Criminal Law

Roach v. Missouri

Edward Roach v. State of Missouri was a case challenging the long-standing dual sovereignty exception to the Fifth Amendment’s Double Jeopardy Clause.

Case Summary

On June 28, 2013, Constitutional Accountability Center filed an amicus curiae brief in the Supreme Court in support of the Petition for a Writ of Certiorari in Edward Roach v. State of Missouri, a case challenging the long-standing dual sovereignty exception to the Fifth Amendment’s Double Jeopardy Clause. Under this judicially-created exception to the Constitution, an individual may be subjected to successive federal and state prosecutions for the same offense. In our brief, CAC demonstrates that the dual sovereignty doctrine is inconsistent with the Constitution’s text and history, and we urge the Court to review the case in order to correct this significant error of constitutional interpretation.

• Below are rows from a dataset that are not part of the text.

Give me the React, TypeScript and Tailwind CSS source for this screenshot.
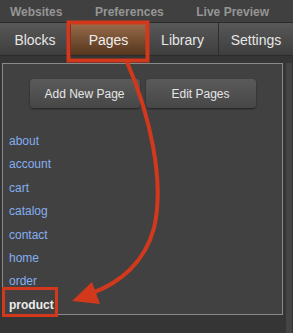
import React from "react";

const pages = ["about", "account", "cart", "catalog", "contact", "home", "order"];

const tabs = [
  { name: "Blocks", w: "w-[70px]" },
  { name: "Pages", w: "w-[76px]", active: true },
  { name: "Library", w: "w-[72px]" },
  { name: "Settings", w: "w-[75px]" },
];

export default function App() {
  return (
    <div className="relative w-[293px] h-[333px] overflow-hidden bg-[#353535] font-['Liberation_Sans',Arial,sans-serif]">
      {/* top menu */}
      <div className="flex h-[23px] items-center justify-between pl-[10px] pr-[24px] pt-[2px] bg-[#404040] border-b border-[#2a2a2a] text-[12px] font-bold text-[#959595]">
        <span>Websites</span>
        <span>Preferences</span>
        <span>Live Preview</span>
      </div>

      {/* tabs */}
      <div className="flex h-[33px] bg-gradient-to-b from-[#585858] to-[#3e3e3e] border-b border-[#2a2a2a]">
        {tabs.map((t, i) => (
          <div
            key={t.name}
            className={`${t.w} flex items-center justify-center pt-[2px] text-[14px] ${
              t.active
                ? "bg-gradient-to-b from-[#9a6d4c] to-[#55361d] text-[#eeeeee]"
                : "text-[#e6e6e6]"
            } ${i > 0 ? "border-l border-[#2e2e2e]" : ""}`}
          >
            {t.name}
          </div>
        ))}
      </div>

      {/* body */}
      <div className="flex pt-[7px]">
        <div className="ml-[2px] w-[281px] h-[252px] border border-[#8a8a8a] bg-[#414141]">
          <div className="flex justify-center gap-[6px] pt-[15px]">
            <button className="w-[110px] h-[29px] rounded-[4px] bg-gradient-to-b from-[#5a5a5a] to-[#474747] shadow-[0_1px_2px_rgba(0,0,0,0.5)] text-[12px] text-[#e6e6e6]">
              Add New Page
            </button>
            <button className="w-[110px] h-[29px] rounded-[4px] bg-gradient-to-b from-[#5a5a5a] to-[#474747] shadow-[0_1px_2px_rgba(0,0,0,0.5)] text-[12px] text-[#e6e6e6]">
              Edit Pages
            </button>
          </div>
          <ul className="mt-[22px] pl-[6px] text-[12px] leading-[23.4px]">
            {pages.map((p) => (
              <li key={p} className="text-[#84aef0]">
                {p}
              </li>
            ))}
            <li className="font-bold text-[#ececec]">product</li>
          </ul>
        </div>
        <div className="ml-[3px] w-[6px] h-[270px] bg-[#444444]" />
      </div>

      {/* annotation overlay */}
      <svg className="absolute left-0 top-0" width="293" height="333" viewBox="0 0 293 333">
        <rect x="68.5" y="22.5" width="79" height="38" fill="none" stroke="#d2391c" strokeWidth="4" />
        <rect x="3.5" y="288.5" width="53" height="27" fill="none" stroke="#d2391c" strokeWidth="3" />
        <path
          d="M127 62 C150 115 165 182 154 228 C145 262 120 283 92 293"
          fill="none"
          stroke="#d2391c"
          strokeWidth="4"
        />
        <polygon points="72,301 92,282 100,304" fill="#d2391c" />
      </svg>
    </div>
  );
}
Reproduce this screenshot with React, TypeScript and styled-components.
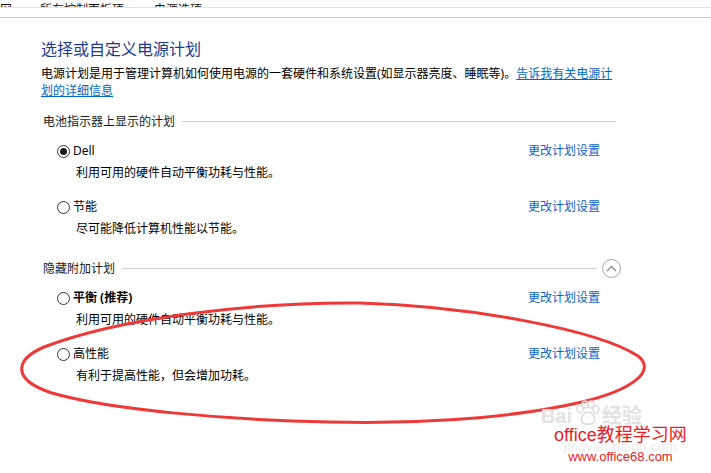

In 2010, Edward Roach was charged separately by the state of Missouri and the federal government for the same alleged criminal conduct (i.e., being a felon in possession of a firearm). After Mr. Roach pleaded guilty to the federal charge, the state trial court dismissed the state charge pursuant to the Fifth Amendment’s Double Jeopardy Clause. The Missouri Court of Appeals subsequently reversed the trial court’s decision on the basis of the dual sovereignty doctrine.

As CAC’s brief demonstrates, the text and history of the Double Jeopardy Clause establish that the Framers of the Bill of Rights viewed its prohibition on successive prosecutions as an essential protection of individual liberty and an important tool in guarding against governmental overreach and harassment. The dual sovereignty doctrine plainly undermines that protection, especially in an age of expansive federal criminal law and significant federal-state cooperation in criminal law enforcement.

Moreover, since the Supreme Court last meaningfully considered the issue, the Double Jeopardy Clause has been incorporated into the Fourteenth Amendment as a prohibition against the states. As CAC’s brief shows, incorporation undermines whatever basis may once have existed for the dual sovereignty doctrine. Significantly, the Fourteenth Amendment’s emphasis on protecting individual rights against all governmental action makes clear that the Double Jeopardy Clause protects a fundamental individual right that is undermined whenever successive prosecutions are allowed, even if by different sovereigns.

On October 7, 2013, the Supreme Court denied certiorari in this case.